Oklahoma returns the key performers on their special teams units, including punter Tress Way, kicker Michael Hunnicutt, and long snapper Austin Woods. Way averaged 63 yards per punt and placed over half of those inside opponents’ 20 yard line, while the freshman Hunnicutt went 21-24 on field goal attempts. Again, any combination of Clay, Finch, Stills, Reynolds, and Whaley can do a nice job of returning kicks and punts.

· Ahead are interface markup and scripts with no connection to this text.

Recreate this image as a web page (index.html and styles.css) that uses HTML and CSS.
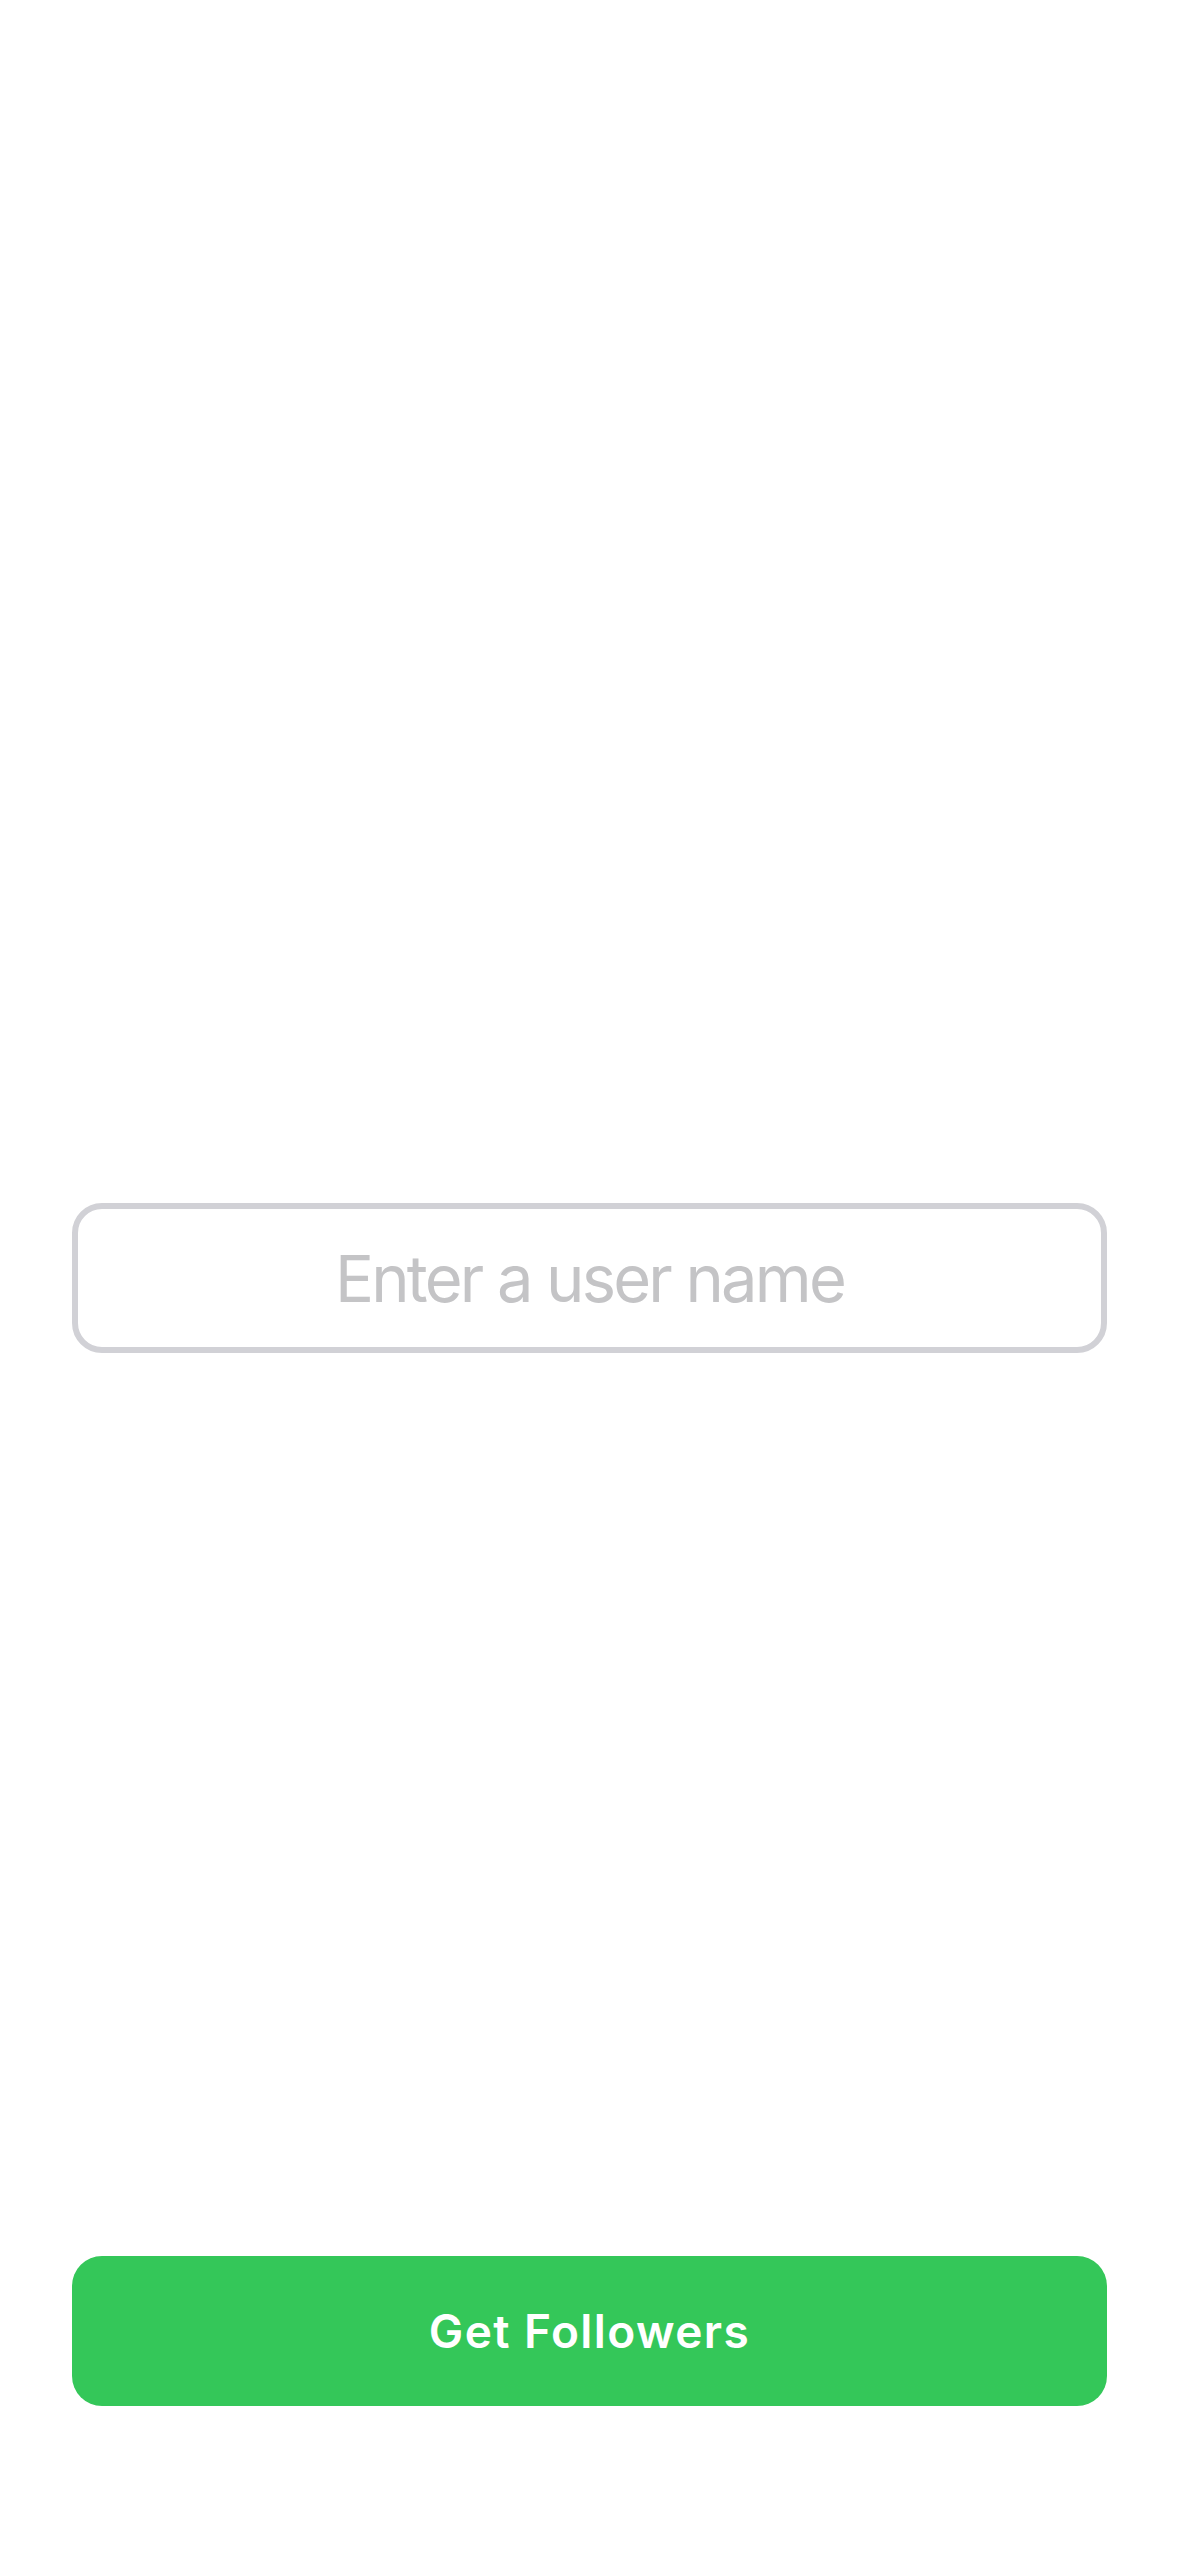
FILE: index.html
```html
<!DOCTYPE html>
<html lang="en">
<head>
<meta charset="utf-8">
<title>Get Followers</title>
<link rel="stylesheet" href="styles.css">
</head>
<body>
<main class="screen">
  <div class="logo-area"></div>
  <div class="field"><span class="placeholder">Enter a user name</span></div>
  <div class="spacer"></div>
  <button class="action">Get Followers</button>
</main>
</body>
</html>
```

FILE: styles.css
```css
html, body {
  margin: 0;
  padding: 0;
  background: #ffffff;
}
.screen {
  box-sizing: border-box;
  width: 1179px;
  height: 2556px;
  display: flex;
  flex-direction: column;
  padding: 0 72px 150px;
  font-family: Inter, "Noto Sans", sans-serif;
}
.logo-area {
  height: 1203px;
  flex: none;
}
.field {
  box-sizing: border-box;
  height: 150px;
  border: 6px solid #d1d1d6;
  border-radius: 30px;
  display: flex;
  align-items: center;
  justify-content: center;
}
.placeholder {
  font-size: 65px;
  color: #c4c4c6;
  letter-spacing: -2.8px;
  line-height: 1;
}
.spacer {
  flex: 1;
}
.action {
  height: 150px;
  border: none;
  border-radius: 30px;
  background: #34c759;
  color: #ffffff;
  font-family: Inter, "Noto Sans", sans-serif;
  font-weight: 600;
  font-size: 46px;
  letter-spacing: 1.4px;
  padding: 0;
}
```
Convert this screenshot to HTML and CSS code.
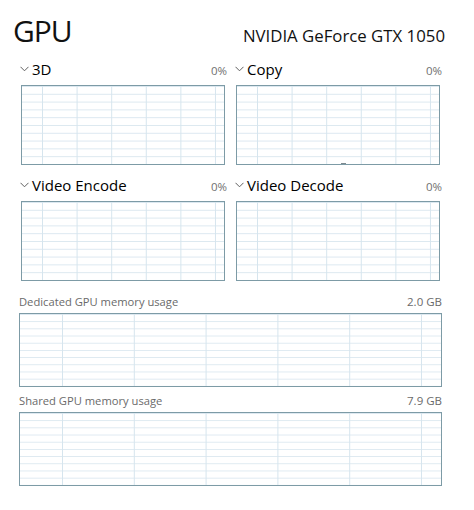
FILE: index.html
```html
<!DOCTYPE html>
<html>
<head>
<meta charset="utf-8">
<link rel="stylesheet" href="styles.css">
</head>
<body>
<div class="page">
  <div class="header">
    <div class="title">GPU</div>
    <div class="gpu-name">NVIDIA GeForce GTX 1050</div>
  </div>

  <div class="row">
    <div class="panel">
      <div class="plabel">
        <span class="name"><svg class="chev" width="9" height="6" viewBox="0 0 9 6"><polyline points="0.5,0.8 4.5,4.8 8.5,0.8" fill="none" stroke="#606060" stroke-width="1"/></svg>3D</span>
        <span class="pct">0%</span>
      </div>
      <div class="graph small"></div>
    </div>
    <div class="panel">
      <div class="plabel">
        <span class="name"><svg class="chev" width="9" height="6" viewBox="0 0 9 6"><polyline points="0.5,0.8 4.5,4.8 8.5,0.8" fill="none" stroke="#606060" stroke-width="1"/></svg>Copy</span>
        <span class="pct">0%</span>
      </div>
      <div class="graph small"><span class="spike"></span></div>
    </div>
  </div>

  <div class="row row2">
    <div class="panel">
      <div class="plabel">
        <span class="name"><svg class="chev" width="9" height="6" viewBox="0 0 9 6"><polyline points="0.5,0.8 4.5,4.8 8.5,0.8" fill="none" stroke="#606060" stroke-width="1"/></svg>Video Encode</span>
        <span class="pct">0%</span>
      </div>
      <div class="graph small"></div>
    </div>
    <div class="panel">
      <div class="plabel">
        <span class="name"><svg class="chev" width="9" height="6" viewBox="0 0 9 6"><polyline points="0.5,0.8 4.5,4.8 8.5,0.8" fill="none" stroke="#606060" stroke-width="1"/></svg>Video Decode</span>
        <span class="pct">0%</span>
      </div>
      <div class="graph small"></div>
    </div>
  </div>

  <div class="mem first">
    <div class="mlabel"><span>Dedicated GPU memory usage</span><span>2.0 GB</span></div>
    <div class="graph wide"></div>
  </div>
  <div class="mem">
    <div class="mlabel"><span>Shared GPU memory usage</span><span>7.9 GB</span></div>
    <div class="graph wide"></div>
  </div>
</div>
</body>
</html>
```

FILE: styles.css
```css
html, body {
  margin: 0;
  padding: 0;
  background: #ffffff;
}

.page {
  width: 474px;
  height: 510px;
  box-sizing: border-box;
  padding: 11px 32px 0 18px;
  font-family: "Open Sans", "Noto Sans", sans-serif;
  color: #000;
}

.header {
  display: flex;
  justify-content: space-between;
  align-items: baseline;
  height: 40px;
  margin-left: -5px;
  margin-right: -3px;
}

.title {
  font-size: 30px;
  line-height: 40px;
  letter-spacing: -1px;
  color: #111;
}

.gpu-name {
  font-size: 16.8px;
  line-height: 40px;
  color: #111;
}

.row {
  display: flex;
  gap: 6px;
  margin-top: 8px;
}

.row2 {
  margin-top: 10px;
}

.panel {
  width: 209px;
}

.plabel {
  display: flex;
  justify-content: space-between;
  align-items: baseline;
  height: 20px;
  margin-bottom: 6px;
}

.plabel .name {
  font-size: 15px;
  line-height: 20px;
  padding-left: 2px;
}

.chev {
  margin-right: 3px;
  vertical-align: 3px;
}

.pct {
  font-size: 11.5px;
  color: #707070;
}

.graph {
  box-sizing: border-box;
  border: 1px solid #7d9ba6;
  position: relative;
  background-color: #fff;
  background-image:
    linear-gradient(to right, #d6e5ee 1px, transparent 1px),
    linear-gradient(to bottom, #dce8f0 1px, transparent 1px);
  background-repeat: repeat;
}

.graph.small {
  width: 204px;
  height: 80px;
  margin: 0 2px 0 3px;
  background-size: 34.6px 100%, 100% 7.8px;
  background-position: 20px 0, 0 0;
}

.graph.wide {
  width: 423px;
  height: 74px;
  margin-left: 1px;
  background-size: 71.8px 100%, 100% 7.2px;
  background-position: 42px 0, 0 0;
}

.spike {
  position: absolute;
  left: 104px;
  bottom: 0;
  width: 5px;
  height: 1px;
  background: #7d8a90;
}

.mem {
  width: 424px;
  margin-top: 6px;
}

.mem.first {
  margin-top: 13px;
}

.mlabel {
  display: flex;
  justify-content: space-between;
  align-items: baseline;
  font-size: 11.2px;
  line-height: 16px;
  color: #6a6a6a;
  padding-left: 1px;
  margin-bottom: 3px;
}

.mlabel span:last-child {
  font-size: 11.5px;
}
```
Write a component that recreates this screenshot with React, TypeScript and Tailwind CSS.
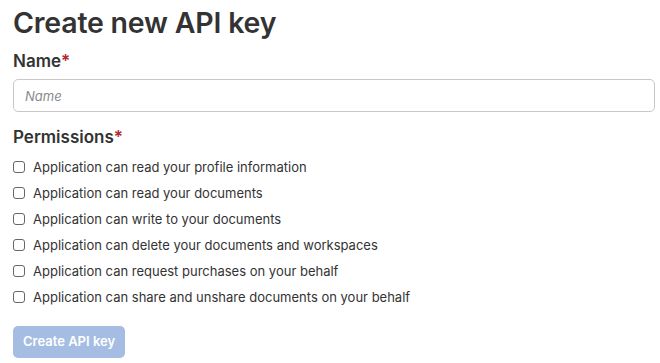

There are few weaknesses on this Oklahoma squad. Behind a prolific passing attack and suffocating defensive play they reached the top spot in the polls early last fall, and they return eight starters on both sides of the ball putting them in position to make a run at a Big 12 title and possibly a national title. One of the most talented, deep, and experienced teams in the conference, if the Sooners start building momentum this season, watch out.